Les confrontations sont si nombreuses qu’une brigade spéciale a été créée : « l’Elephant Response Team ». Elle est composée de trois personnes chargées de repousser les éléphants avec un pick-up, mais aussi de conseiller les riverains sur les manières d’éviter toute mise en danger. Il est notamment recommandé d’éviter tout geste pouvant être interprété comme une provocation ; d’installer des ruches d’abeilles qui constituent des défenses naturelles ; ou encore d’entretenir des feux à base de mélange de bouse d’éléphant, d’huile de moteur usagée et de piments dont l’odeur répugne aux pachydermes.
Face aux affiches qui préconisent aux habitants de ne pas sortir la nuit, plusieurs Zambiens expriment leur mécontentement. À l’image de cet agent d’entretien habitant Linda qui doit rentrer chez lui à 19 heures, lorsque le soleil est déjà couché :
« Mais comment faire alors pour rentrer chez moi ? Je n’ai pas d’argent pour revenir en taxi après de longues journées de travail. »
L’un des nœuds du problème se situe là. Si l’hôtel Radison Blu a été volontairement construit au cœur du corridor pour offrir une luxueuse expérience d’immersion dans la nature à ses hôtes – à grand renfort de sécurité –, les quartiers où les conflits avec les éléphants sont les plus nombreux sont ceux où vivent les populations les plus pauvres. Y louer ou acheter une maison et une parcelle de terrain, sur laquelle les habitants ont l’habitude de cultiver des récoltes vivrières, coûte moins cher qu’ailleurs.

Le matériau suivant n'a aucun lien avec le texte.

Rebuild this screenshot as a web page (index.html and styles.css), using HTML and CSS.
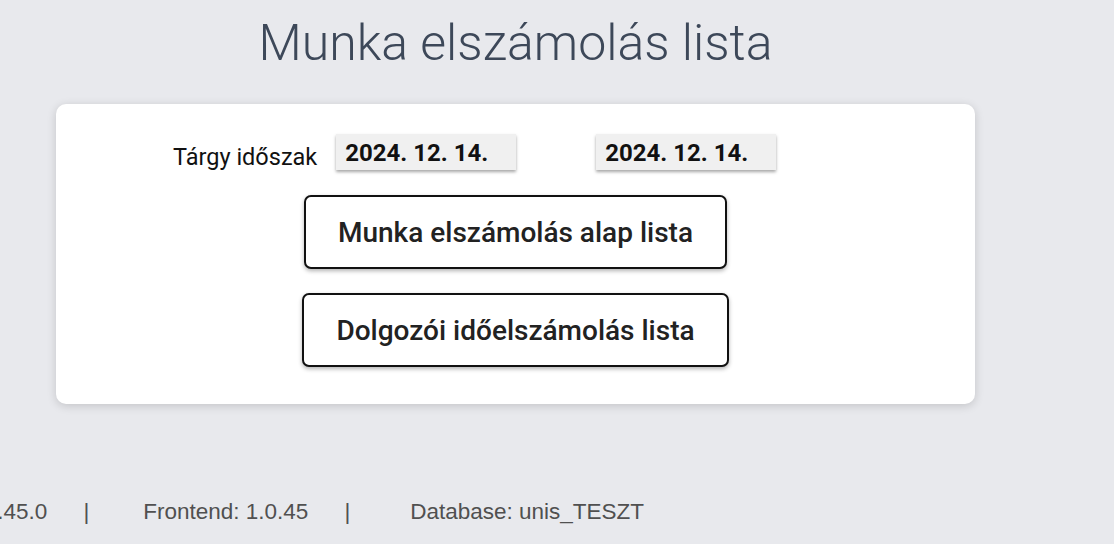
FILE: index.html
```html
<!DOCTYPE html>
<html lang="hu">
<head>
<meta charset="utf-8">
<title>Munka elszámolás lista</title>
<link rel="stylesheet" href="styles.css">
</head>
<body>
<div class="page">
  <main class="content">
    <h1 class="title">Munka elszámolás lista</h1>
    <section class="card">
      <div class="period-row">
        <span class="period-label">Tárgy időszak</span>
        <div class="date-input">2024. 12. 14.</div>
        <div class="date-input second">2024. 12. 14.</div>
      </div>
      <div class="actions">
        <button class="action-btn">Munka elszámolás alap lista</button>
        <button class="action-btn">Dolgozói időelszámolás lista</button>
      </div>
    </section>
  </main>
  <footer class="footer">
    <span class="ver">Backend: 1.0.45.0</span>
    <span class="sep">|</span>
    <span class="ver">Frontend: 1.0.45</span>
    <span class="sep">|</span>
    <span class="ver db">Database: unis_TESZT</span>
  </footer>
</div>
</body>
</html>
```

FILE: styles.css
```css
html, body {
  margin: 0;
  padding: 0;
  background: #e8e9ed;
  overflow: hidden;
}
body {
  font-family: Roboto, "Noto Sans", sans-serif;
  width: 1114px;
  height: 544px;
}
.page {
  display: flex;
  flex-direction: column;
  height: 544px;
}
.content {
  margin-left: 56px;
  width: 919px;
  display: flex;
  flex-direction: column;
  align-items: center;
}
.title {
  margin: 0;
  height: 104px;
  box-sizing: border-box;
  padding-top: 10px;
  font-weight: 300;
  font-size: 50px;
  line-height: 66px;
  color: #3d4859;
}
.card {
  align-self: stretch;
  background: #ffffff;
  border-radius: 10px;
  box-shadow: 0 2px 10px rgba(0,0,0,0.16);
  padding: 30px 0 37px;
  display: flex;
  flex-direction: column;
  align-items: center;
}
.period-row {
  align-self: stretch;
  display: flex;
  align-items: center;
  padding-left: 117px;
  height: 36px;
}
.period-label {
  font-size: 23.5px;
  color: #111;
  margin-right: 19px;
  padding-top: 9px;
}
.date-input {
  width: 180px;
  height: 36px;
  box-sizing: border-box;
  background: #f0f0f0;
  box-shadow: 0 2px 3px rgba(0,0,0,0.35);
  font-weight: 700;
  font-size: 24px;
  color: #111;
  padding: 0 0 0 9px;
  line-height: 38px;
}
.date-input.second {
  margin-left: 80px;
}
.actions {
  display: flex;
  flex-direction: column;
  align-items: center;
  gap: 24px;
  margin-top: 25px;
}
.action-btn {
  font-family: Roboto, "Noto Sans", sans-serif;
  font-weight: 500;
  font-size: 28px;
  color: #222;
  background: #fff;
  border: 2px solid #111;
  border-radius: 7px;
  box-shadow: 0 2px 4px rgba(0,0,0,0.3);
  height: 74px;
  padding: 0 32px;
}
.footer {
  margin-top: auto;
  height: 44px;
  display: flex;
  align-items: flex-start;
  margin-left: -134px;
  font-family: "Liberation Sans", Arial, sans-serif;
  font-size: 22.5px;
  color: #505050;
}
.ver {
  line-height: 24px;
}
.ver.db {
  margin-left: 6px;
}
.sep {
  line-height: 24px;
  margin: 0 54px 0 36px;
}
```
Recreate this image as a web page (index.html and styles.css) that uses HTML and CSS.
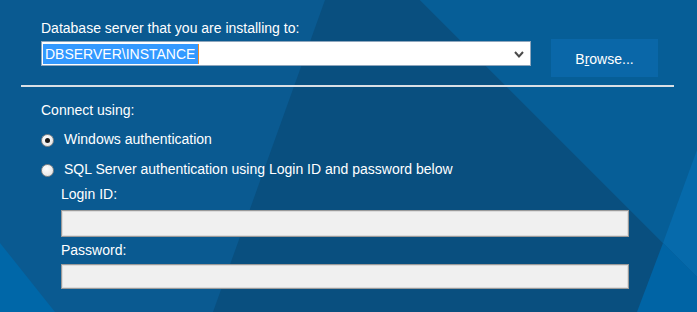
FILE: index.html
```html
<!DOCTYPE html>
<html lang="en">
<head>
  <meta charset="UTF-8">
  <title>Database server</title>
  <link rel="stylesheet" href="styles.css">
</head>
<body>
  <div class="page">
    <svg class="backdrop" width="697" height="312" viewBox="0 0 697 312" aria-hidden="true">
      <rect width="697" height="312" fill="#0a5a91"/>
      <polygon points="325,0 420,0 697,277 697,312 213,312" fill="#094f7f"/>
      <polygon points="420,0 697,0 697,277" fill="#065e97"/>
      <polygon points="697,150 663,243 697,277" fill="#066aab"/>
      <polygon points="663,243 637,312 697,312 697,277" fill="#0064a5"/>
      <polygon points="0,243 0,312 55,312" fill="#0067a8"/>
    </svg>

    <section class="server">
      <label class="caption">Database server that you are installing to:</label>
      <div class="server-row">
        <div class="combo">
          <span class="combo-value"><span class="selected">DBSERVER\INSTANCE</span></span>
          <svg class="chevron" width="10" height="7" viewBox="0 0 10 7">
            <polyline points="1,1 5,5.5 9,1" fill="none" stroke="#4a4a4a" stroke-width="2"/>
          </svg>
        </div>
        <button class="browse">B<span class="key">r</span>owse...</button>
      </div>
    </section>

    <div class="separator"></div>

    <section class="auth">
      <div class="caption">Connect using:</div>
      <label class="radio-row first">
        <span class="radio checked"></span>
        <span>Windows authentication</span>
      </label>
      <label class="radio-row">
        <span class="radio"></span>
        <span>SQL Server authentication using Login ID and password below</span>
      </label>

      <div class="credentials">
        <div class="field-label login">Login ID:</div>
        <div class="field login-box"></div>
        <div class="field-label password">Password:</div>
        <div class="field password-box"></div>
      </div>
    </section>
  </div>
</body>
</html>
```

FILE: styles.css
```css
* { box-sizing: border-box; margin: 0; padding: 0; }

body {
  font-family: "Liberation Sans", Arial, sans-serif;
  font-size: 14px;
  line-height: 16px;
  color: #ffffff;
  background: #0a5a91;
  overflow: hidden;
}

.page {
  position: relative;
  width: 697px;
  height: 312px;
  padding: 20px 23px 0 21px;
  overflow: hidden;
}
.backdrop {
  position: absolute;
  top: 0;
  left: 0;
  z-index: 0;
}
.server, .separator, .auth {
  position: relative;
  z-index: 1;
}

.server, .auth {
  padding-left: 20px;
}
.caption {
  display: block;
}

.server-row {
  display: flex;
  align-items: flex-start;
  margin-top: 3px;
}
.combo {
  display: flex;
  align-items: center;
  justify-content: space-between;
  width: 490px;
  height: 25px;
  margin-top: 2px;
  padding: 1px 6px 0 1px;
  background: #ffffff;
  border: 1px solid #8ea6bd;
}
.combo-value {
  display: flex;
  height: 20px;
}
.selected {
  display: block;
  padding: 0 3px 0 2px;
  line-height: 20px;
  background: #3399ff;
  color: #ffffff;
  border-right: 1px solid #f08a2a;
}
.chevron {
  display: block;
}

.browse {
  width: 107px;
  height: 38px;
  margin-left: 20px;
  background: #0a67a8;
  border: none;
  color: #ffffff;
  font-family: inherit;
  font-size: 14px;
  padding-top: 2px;
}
.browse .key {
  text-decoration: underline;
}

.separator {
  height: 2px;
  margin-top: 8px;
  background: #d9dfe5;
}

.auth .caption {
  margin-top: 15px;
}
.radio-row {
  display: flex;
  align-items: center;
  height: 16px;
  margin-top: 14px;
}
.radio-row.first {
  margin-top: 13px;
}
.radio {
  width: 13px;
  height: 13px;
  margin: 2px 10px 0 0;
  border-radius: 50%;
  border: 1px solid #8a8a8a;
  background: radial-gradient(circle at 40% 35%, #ffffff 0%, #ececec 60%, #d6d6d6 100%);
  position: relative;
}
.radio.checked::after {
  content: "";
  position: absolute;
  top: 3px;
  left: 3px;
  width: 5px;
  height: 5px;
  border-radius: 50%;
  background: #1a1a1a;
}

.credentials {
  padding-left: 20px;
}
.field-label.login {
  margin-top: 9px;
}
.field-label.password {
  margin-top: 5px;
}
.field {
  width: 568px;
  background: #f0f0f0;
  border: 1px solid #9a9a9a;
  box-shadow: inset 0 0 0 1px #dcdcdc;
}
.login-box {
  height: 27px;
  margin-top: 8px;
}
.password-box {
  height: 25px;
  margin-top: 6px;
}
```
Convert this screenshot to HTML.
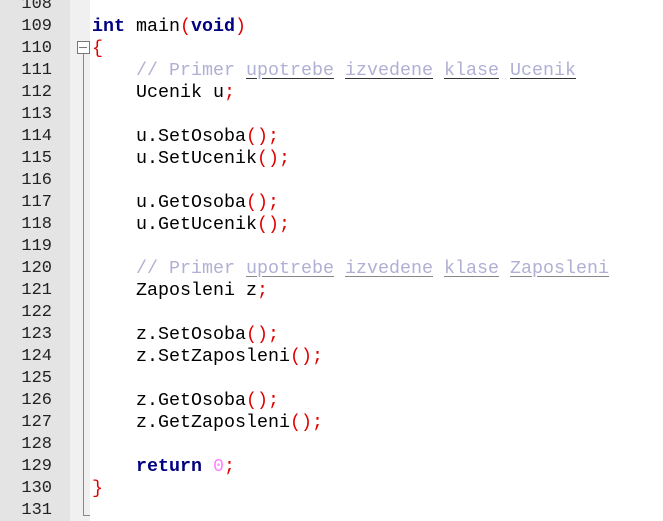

Or, la pression démographique en Zambie ne cesse de croître et la ville de Livingstone attire du monde en raison de son dynamisme économique dû à son activité touristique. Les habitants les plus défavorisés se retrouvent ainsi contraints de s’installer en marge de la ville, souvent à proximité du parc national et du corridor des éléphants.
La sécheresse, qui pousse à la faillite tant de commerces et précarise l’ensemble de la société zambienne, ne va certainement pas arranger les choses. Il faut espérer que les pluies tombent massivement et bientôt : les prévisions, basées sur la fin du phénomène climatique El Niño, sont plutôt optimistes. Peut-être qu’alors un équilibre pourra se faire jour entre d’une part les éléphants, qui circulent là où ils ont toujours circulé, et des êtres humains précarisés qui se sentent pris en étau entre leurs difficultés quotidiennes et ces animaux dont ils perçoivent surtout l’aspect destructeur…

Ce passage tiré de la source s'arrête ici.